Kultur

„Wenn möglich, bitte umkehren“

von Matthias Dohmen · 3. Juli 2013

Fünf international bekannte Ökonomen – zwei US-Amerikaner, ein Japaner, eine indische Wirtschaftswissenschaftlerin und der Deutsche Heiner Flassbeck – legen ein Manifest vor, das sich die Verantwortlichen der EU, der USA und weiterer G-20-Mitglieder gründlich anschauen sollten. Ihr Befund: Weiterwursteln wie bisher führt irgendwann in die Katastrophe. Und: „Nur vollständig neues Denken ... kann die Wende bringen.“

Nationalökonomen und Politiker fahren derzeit auf Sicht. Nicht auf ewige Zeiten kann gut gehen, dass „große Teile der herrschenden Lehre in den Wirtschaftswissenschaften mit Modellen arbeiten, die von einem deterministischen Weltbild ausgehen, also unterstellen, die Geschichte sei im Grunde genommen vorgegeben und wir könnten nur noch an ganz kleinen Rädchen drehen, um die Dinge besser ins Lot zu bringen“, meint Paul Davidson, Emeritus an der Universität von Tennessee.

Erinnerungen an die 20er- und 30er-Jahre des letzten Jahrhunderts

Wie lernfähig aber sind die Frauen und Männer auf der Brücke? Predigen sie uns nicht Tag für Tag das „Weiter so“? Schon einmal, in den 1920er-Jahren, also vor der großen Weltwirtschaftskrise, der furchtbaren Massenarbeitslosigkeit und einer grenzenloser Verarmung, glaubte man, „je schrankenloser der Kapitalismus sei, um so besser würde er funktionieren“.

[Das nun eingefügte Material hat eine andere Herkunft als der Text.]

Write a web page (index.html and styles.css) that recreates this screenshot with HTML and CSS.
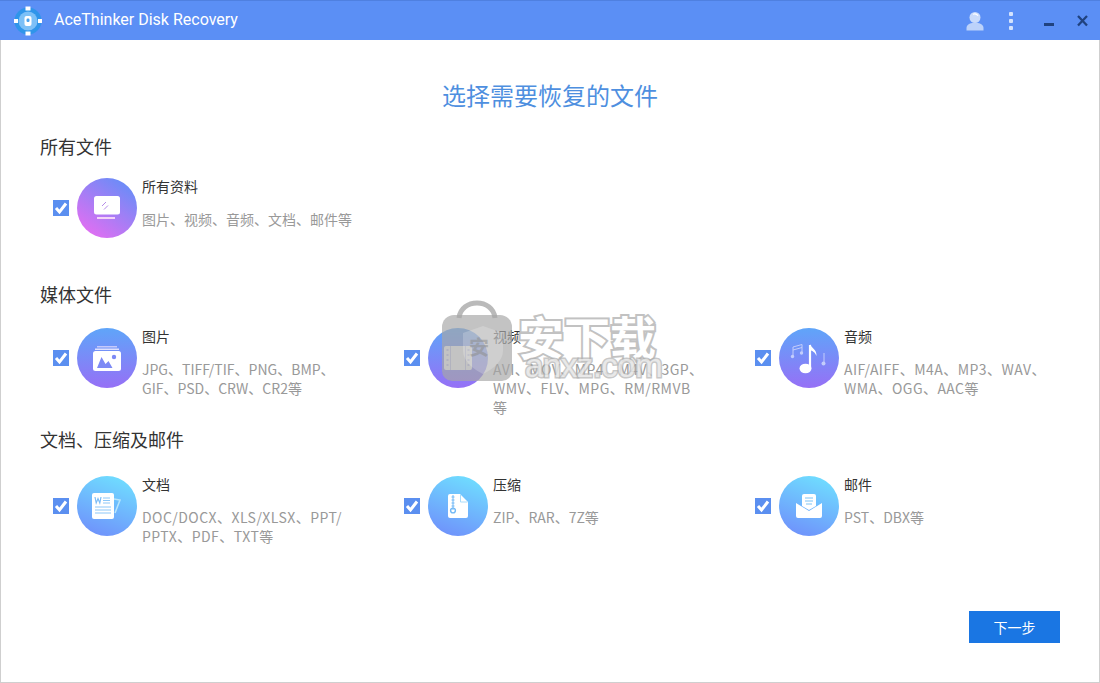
FILE: index.html
```html
<!DOCTYPE html>
<html lang="zh-CN">
<head>
<meta charset="utf-8">
<title>AceThinker Disk Recovery</title>
<link rel="stylesheet" href="styles.css">
</head>
<body>
<div class="window">
  <header class="topbar">
    <svg class="logo" width="30" height="30" viewBox="0 0 30 30">
      <circle cx="15" cy="15" r="13.500" fill="#2f95ea"/>
      <circle cx="15" cy="15" r="9.500" fill="#7cc0f7"/>
      <rect x="12.500" y="0.500" width="5" height="4" fill="#fff"/>
      <rect x="12.500" y="25.500" width="5" height="4" fill="#fff"/>
      <rect x="1" y="13" width="4" height="4" fill="#fff"/>
      <rect x="25" y="13" width="4" height="4" fill="#fff"/>
      <rect x="11.500" y="10" width="7" height="10" rx="2" fill="#fff"/>
      <rect x="13.500" y="12.500" width="3" height="3.500" rx="1.200" fill="#4aa3ef"/>
    </svg>
    <span class="app-name">AceThinker Disk Recovery</span>
    <div class="controls">
      <svg class="ctl-user" width="20" height="20" viewBox="0 0 20 20">
        <circle cx="10" cy="6.500" r="5.500" fill="#c9dbfb"/>
        <path d="M8 3.200a4 4 0 0 1 5 1.600" stroke="#fff" stroke-width="1.200" fill="none"/>
        <path d="M1.500 19.500v-2.500c0-3 3-4.500 5.500-5h6c2.500.5 5.500 2 5.500 5v2.500z" fill="#bcd2fa"/>
      </svg>
      <svg class="ctl-more" width="8" height="20" viewBox="0 0 8 20">
        <rect x="2" y="1" width="4" height="4" rx="1" fill="#d4e3fd"/>
        <rect x="2" y="8" width="4" height="4" rx="1" fill="#d4e3fd"/>
        <rect x="2" y="15" width="4" height="4" rx="1" fill="#d4e3fd"/>
      </svg>
      <svg class="ctl-min" width="10" height="20" viewBox="0 0 10 20">
        <rect x="0" y="12" width="10" height="3" fill="#20427f"/>
      </svg>
      <svg class="ctl-close" width="11" height="20" viewBox="0 0 11 20">
        <path d="M1 5l9 9.500M10 5l-9 9.500" stroke="#20427f" stroke-width="2.300" fill="none"/>
      </svg>
    </div>
  </header>

  <main class="content">
    <h1 class="page-title">选择需要恢复的文件</h1>

    <section class="section section-all">
      <h2 class="section-title">所有文件</h2>
      <div class="grid">
        <div class="item">
          <span class="check"><svg width="16" height="16" viewBox="0 0 16 16"><path d="M3 8l3.500 4L13 3.500" stroke="#fff" stroke-width="3" fill="none"/></svg></span>
          <span class="disc disc-pink">
            <svg width="28" height="24" viewBox="0 0 28 24">
              <rect x="1" y="0" width="26" height="18.500" rx="2.500" fill="#fff"/>
              <rect x="4" y="21" width="18" height="2" fill="#f3d3f8"/>
              <path d="M9 10l4-4M11 13.500l4-4" stroke="#b58be8" stroke-width="1"/>
            </svg>
          </span>
          <div class="info">
            <div class="name">所有资料</div>
            <p class="desc">图片、视频、音频、文档、邮件等</p>
          </div>
        </div>
      </div>
    </section>

    <section class="section section-media">
      <h2 class="section-title">媒体文件</h2>
      <div class="grid">
        <div class="item">
          <span class="check"><svg width="16" height="16" viewBox="0 0 16 16"><path d="M3 8l3.500 4L13 3.500" stroke="#fff" stroke-width="3" fill="none"/></svg></span>
          <span class="disc disc-violet">
            <svg width="28" height="25" viewBox="0 0 28 25">
              <rect x="4" y="0" width="20" height="1.500" fill="#c6c9fb"/>
              <rect x="2" y="2.500" width="24" height="1.500" fill="#dfe0fd"/>
              <rect x="0" y="5" width="28" height="20" rx="2.500" fill="#fff"/>
              <path d="M4 22l4.500-11 4 7 3-3 4 7z" fill="#7d8af5"/>
              <circle cx="21" cy="11" r="2.200" fill="#7d8af5"/>
            </svg>
          </span>
          <div class="info">
            <div class="name">图片</div>
            <p class="desc">JPG、TIFF/TIF、PNG、BMP、<br>GIF、PSD、CRW、CR2等</p>
          </div>
        </div>
        <div class="item">
          <span class="check"><svg width="16" height="16" viewBox="0 0 16 16"><path d="M3 8l3.500 4L13 3.500" stroke="#fff" stroke-width="3" fill="none"/></svg></span>
          <span class="disc disc-violet">
            <svg width="28" height="24" viewBox="0 0 28 24">
              <rect x="0" y="0" width="28" height="24" rx="2" fill="#fff"/>
              <rect x="6" y="0" width="1" height="24" fill="#c6c9f0"/>
              <rect x="21" y="0" width="1" height="24" fill="#c6c9f0"/>
              <path d="M2.500 4h2M2.500 9h2M2.500 14h2M2.500 19h2M23.500 4h2M23.500 9h2M23.500 14h2M23.500 19h2" stroke="#b4b8ee" stroke-width="1.500"/>
            </svg>
          </span>
          <div class="info">
            <div class="name">视频</div>
            <p class="desc desc-wide">AVI、MOV、MP4、M4V、3GP、<br>WMV、FLV、MPG、RM/RMVB<br>等</p>
          </div>
        </div>
        <div class="item">
          <span class="check"><svg width="16" height="16" viewBox="0 0 16 16"><path d="M3 8l3.500 4L13 3.500" stroke="#fff" stroke-width="3" fill="none"/></svg></span>
          <span class="disc disc-violet">
            <svg width="38" height="34" viewBox="0 0 38 34">
              <path d="M20 4v23" stroke="#fff" stroke-width="2.200"/>
              <ellipse cx="15.500" cy="27.500" rx="6" ry="4.800" fill="#fff"/>
              <path d="M20 3c1 4 7 5 6.500 12-1.500-4-4-5-6.500-6z" fill="#fff"/>
              <path d="M3 6l9-2.500M3 9l9-2.500M3 6v9M12 3.500v8" stroke="#c3cdfb" stroke-width="1" fill="none"/>
              <circle cx="2.500" cy="15.500" r="1.700" fill="#c3cdfb"/>
              <circle cx="11.500" cy="12" r="1.700" fill="#c3cdfb"/>
              <path d="M34 12v10" stroke="#c3cdfb" stroke-width="1"/>
              <circle cx="33.500" cy="22.500" r="2" fill="#c3cdfb"/>
            </svg>
          </span>
          <div class="info">
            <div class="name">音频</div>
            <p class="desc desc-wide">AIF/AIFF、M4A、MP3、WAV、<br>WMA、OGG、AAC等</p>
          </div>
        </div>
      </div>
    </section>

    <section class="section section-docs">
      <h2 class="section-title">文档、压缩及邮件</h2>
      <div class="grid">
        <div class="item">
          <span class="check"><svg width="16" height="16" viewBox="0 0 16 16"><path d="M3 8l3.500 4L13 3.500" stroke="#fff" stroke-width="3" fill="none"/></svg></span>
          <span class="disc disc-cyan">
            <svg width="30" height="26" viewBox="0 0 30 26">
              <path d="M22 6l6 1-5 13" stroke="#b8e6fd" stroke-width="1.500" fill="none"/>
              <rect x="0" y="0" width="22" height="26" rx="2" fill="#fff"/>
              <path d="M3 4l1.200 6L6 5.500 7.800 10 9 4" stroke="#7cbdf7" stroke-width="1.200" fill="none"/>
              <path d="M11 5h7M11 7.500h7M11 10h7M3 14h16M3 17h16M3 20h16" stroke="#8cc7f8" stroke-width="1"/>
            </svg>
          </span>
          <div class="info">
            <div class="name">文档</div>
            <p class="desc desc-wide">DOC/DOCX、XLS/XLSX、PPT/<br>PPTX、PDF、TXT等</p>
          </div>
        </div>
        <div class="item">
          <span class="check"><svg width="16" height="16" viewBox="0 0 16 16"><path d="M3 8l3.500 4L13 3.500" stroke="#fff" stroke-width="3" fill="none"/></svg></span>
          <span class="disc disc-cyan">
            <svg width="20" height="24" viewBox="0 0 20 24">
              <path d="M2 0h10l8 8v14a2 2 0 0 1-2 2H2a2 2 0 0 1-2-2V2a2 2 0 0 1 2-2z" fill="#fff"/>
              <path d="M12.500 0.500v7.500h7" stroke="#a9dcfb" stroke-width="1" fill="none"/>
              <path d="M5 1v15M3.500 3h3M3.500 6h3M3.500 9h3M3.500 12h3" stroke="#70b8f6" stroke-width="1"/>
              <circle cx="5" cy="16.500" r="2.400" fill="none" stroke="#70b8f6" stroke-width="1.400"/>
            </svg>
          </span>
          <div class="info">
            <div class="name">压缩</div>
            <p class="desc">ZIP、RAR、7Z等</p>
          </div>
        </div>
        <div class="item">
          <span class="check"><svg width="16" height="16" viewBox="0 0 16 16"><path d="M3 8l3.500 4L13 3.500" stroke="#fff" stroke-width="3" fill="none"/></svg></span>
          <span class="disc disc-cyan">
            <svg width="26" height="24" viewBox="0 0 26 24">
              <path d="M6 12V2a2 2 0 0 1 2-2h10a2 2 0 0 1 2 2v10l-7 4z" fill="#fff"/>
              <path d="M9 4h8M9 7h8M10 10h6" stroke="#7cc3f6" stroke-width="1"/>
              <path d="M0 9l13 8 13-8v13a2 2 0 0 1-2 2H2a2 2 0 0 1-2-2z" fill="#fff"/>
            </svg>
          </span>
          <div class="info">
            <div class="name">邮件</div>
            <p class="desc">PST、DBX等</p>
          </div>
        </div>
      </div>
    </section>

    <div class="footer">
      <button class="next" type="button">下一步</button>
    </div>
  </main>

  <div class="watermark">
    <svg class="wm-bag" width="70" height="82" viewBox="0 0 70 82">
      <path d="M17 18C19 -2 51 -2 53 18" stroke="#a9a9a9" stroke-opacity=".8" stroke-width="5" fill="none"/>
      <path d="M12 15h46a12 12 0 0 1 12 12v44a10 10 0 0 1-10 10H10a10 10 0 0 1-10-10V27a12 12 0 0 1 12-12z" fill="#a6a6a6" fill-opacity=".68"/>
      <path d="M21 33l20-7 20 7v18c0 10-10 18-20 23-10-5-20-13-20-23z" fill="#fff" fill-opacity=".2"/>
    </svg>
    <span class="wm-shield">安</span>
    <span class="wm-cn">安下载</span>
    <span class="wm-en">anxz.com</span>
  </div>
</div>
</body>
</html>
```

FILE: styles.css
```css
* {
  box-sizing: border-box;
}

html,
body {
  margin: 0;
  padding: 0;
  height: 100%;
  background: #fff;
  overflow: hidden;
}

body {
  font-family: "Noto Sans CJK SC", "Liberation Sans", sans-serif;
}

.window {
  position: relative;
  width: 1100px;
  height: 683px;
  display: flex;
  flex-direction: column;
  border: 1px solid #cfcfcf;
  border-top: 0;
}

.topbar {
  flex: none;
  height: 40px;
  margin: 0 -1px;
  display: flex;
  align-items: center;
  padding: 0 12px 0 13px;
  background: #5b8ff5;
  border-top: 1px solid #4f80e0;
}

.logo {
  flex: none;
}

.app-name {
  margin-left: 11px;
  margin-bottom: 2px;
  font-family: Roboto, "Liberation Sans", sans-serif;
  font-size: 16px;
  color: #fff;
}

.controls {
  margin-left: auto;
  display: flex;
  align-items: center;
}

.ctl-more {
  margin-left: 22px;
}

.ctl-min {
  margin-left: 29px;
}

.ctl-close {
  margin-left: 23px;
}

.content {
  flex: 1;
  min-height: 0;
  display: flex;
  flex-direction: column;
  padding: 39px;
}

.page-title {
  margin: 0 0 23px;
  height: 32px;
  font-size: 24px;
  font-weight: 400;
  line-height: 32px;
  text-align: center;
  color: #4e8fdf;
}

.section-title {
  margin: 0;
  height: 24px;
  font-size: 18px;
  font-weight: 400;
  line-height: 24px;
  color: #333;
}

.section-all {
  margin-bottom: 44px;
}

.section-all .grid {
  margin-top: 20px;
}

.section-media {
  margin-bottom: 10px;
}

.section-media .grid {
  margin-top: 22px;
}

.section-docs .grid {
  margin-top: 25px;
}

.grid {
  display: grid;
  grid-template-columns: repeat(3, 351px);
  padding-left: 13px;
}

.item {
  display: flex;
  align-items: flex-start;
}

.check {
  flex: none;
  width: 16px;
  height: 16px;
  margin-top: 22px;
  background: #5b8ff0;
}

.check svg {
  display: block;
}

.disc {
  flex: none;
  width: 60px;
  height: 60px;
  margin-left: 8px;
  border-radius: 50%;
  display: flex;
  align-items: center;
  justify-content: center;
}

.disc-pink {
  background: linear-gradient(215deg, #5f8ff8 5%, #e36ef2 90%);
}

.disc-violet {
  background: linear-gradient(180deg, #5fa5f9 0%, #9670f6 100%);
}

.disc-cyan {
  background: linear-gradient(200deg, #6fe0ff 5%, #6f8ffb 95%);
}

.info {
  width: 214px;
  margin-left: 5px;
}

.name {
  height: 17px;
  font-size: 14px;
  line-height: 17px;
  color: #333;
}

.desc {
  margin: 15px 0 0;
  font-size: 14px;
  line-height: 19px;
  color: #999;
  white-space: nowrap;
}

.desc-wide {
  letter-spacing: 0.45px;
}

.footer {
  margin-top: auto;
  display: flex;
  justify-content: flex-end;
}

.next {
  width: 91px;
  height: 32px;
  padding: 0;
  border: 0;
  background: #1a76e3;
  color: #fff;
  font-family: inherit;
  font-size: 14px;
}

.watermark {
  position: absolute;
  left: 441px;
  top: 300px;
  width: 220px;
  height: 82px;
  pointer-events: none;
}

.wm-bag {
  position: absolute;
  left: 0;
  top: 0;
}

.wm-shield {
  position: absolute;
  left: 27px;
  top: 35px;
  font-size: 20px;
  line-height: 24px;
  font-weight: 700;
  color: #8f8f8f;
  opacity: 0.55;
}

.wm-cn {
  position: absolute;
  left: 76px;
  top: 8px;
  font-size: 46px;
  line-height: 54px;
  font-weight: 700;
  color: #fff;
  -webkit-text-stroke: 4px #c2c2c2;
  paint-order: stroke fill;
  white-space: nowrap;
}

.wm-en {
  position: absolute;
  left: 83px;
  top: 50px;
  font-family: "Liberation Sans", sans-serif;
  font-size: 33px;
  line-height: 32px;
  letter-spacing: -0.5px;
  color: rgba(255, 255, 255, 0.6);
  -webkit-text-stroke: 3px rgba(175, 175, 175, 0.7);
  paint-order: stroke fill;
  white-space: nowrap;
}
```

Halt, rufen die fünf Buchautoren. „Fiskalpolitische Austerität, Lohnsenkungen, der Fortbestand eines schrankenlosen Finanzsystems und die Verfolgung nationaler wirtschaftlicher Interessen auf Kosten anderer Länder sind nicht die angemessenen Antworten auf die großen Herausforderungen unserer Zeit.“

„Löhne runter“ zieht auch die Beschäftigung in den Keller

Die Massenarbeitslosigkeit nennt Flassbeck das vordringlichste globalwirtschaftliche Problem seit 2009. Anhand von Zahlen und Fakten weist er für die USA und für Deutschland nach, dass sinkende Arbeitskosten mitnichten eine höhere Beschäftigung zur Folge haben. Angebot und Nachfrage hätten sich längst entkoppelt. Auch die Spekulation, niedrige Lohnsteigerungen führten mittel- und erst recht langfristig zu einem Wettbewerbsvorteil, erwies sich als Rohrkrepierer. Tatsächlich nahm der europäische Binnenmarkt schweren Schaden – mit katastrophalen Folgen für die südeuropäischen Länder und für Frankreich. Das wiederum werde auf die deutsche Volkswirtschaft zurückschlagen, so Flassbeck.

Welche Schlussfolgerungen ziehen nun die internationalen Wirtschaftsweisen aus ihren Beschreibungen der Zustände? In ihrem Manifest fordern sie „eine radikal andere Wirtschaftspolitik“. Wesentlich: „Die Arbeitsmärkte der westlichen Welt müssen nicht weiter flexibilisiert, sondern auf stabile Erträge für die Menschen ausgerichtet werden.“ Flassbeck & Co. drohen mit der Radikalisierung des Volkes: „Insbesondere junge Menschen brauchen konstruktive Perspektiven für ihre Ausbildung und ihr berufliches Leben.“ Hohe Jugendarbeitslosigkeit habe hohe Frustration zur Folge „und begünstigt die Hinwendung junger Menschen zu radikalen unreflektierten Ideen, die die Demokratie gefährden können.

Ein kompetentes Gegensteuern sei gefragt: „Ein schwacher Staat kann auch diese Aufgabe nicht meistern“, urteilen die Autoren. Trübe Aus- und bemerkenswerte Einsichten. Ein Buch für Gewerkschaftsfunktionäre, Kanzlerkandidaten und Parteivorsitzende: Wer die Zeichen der Zeit deuten kann, ist im Vorteil.

Heiner Flassbeck/Paul Davidson/James K. Galbright/Richard Koo/Jayati Gosh: „Handelt jetzt! das globale Manifest zur Rettung der Wirtschaft“, Westend Verlag, Frankfurt am Main 2013, 215 Seiten, 17,99 Euro, ISBN 978-3-86489-034-5

Autor*in
Matthias Dohmen

Matthias Dohmen hat Germanistik, Geschichte, Politologie und Philosophie studiert, arbeitet als freier Journalist und ist 2015 mit einer Arbeit über die Rolle der Historiker West und Ost im "deutschen Geschichtskrieg" promoviert worden.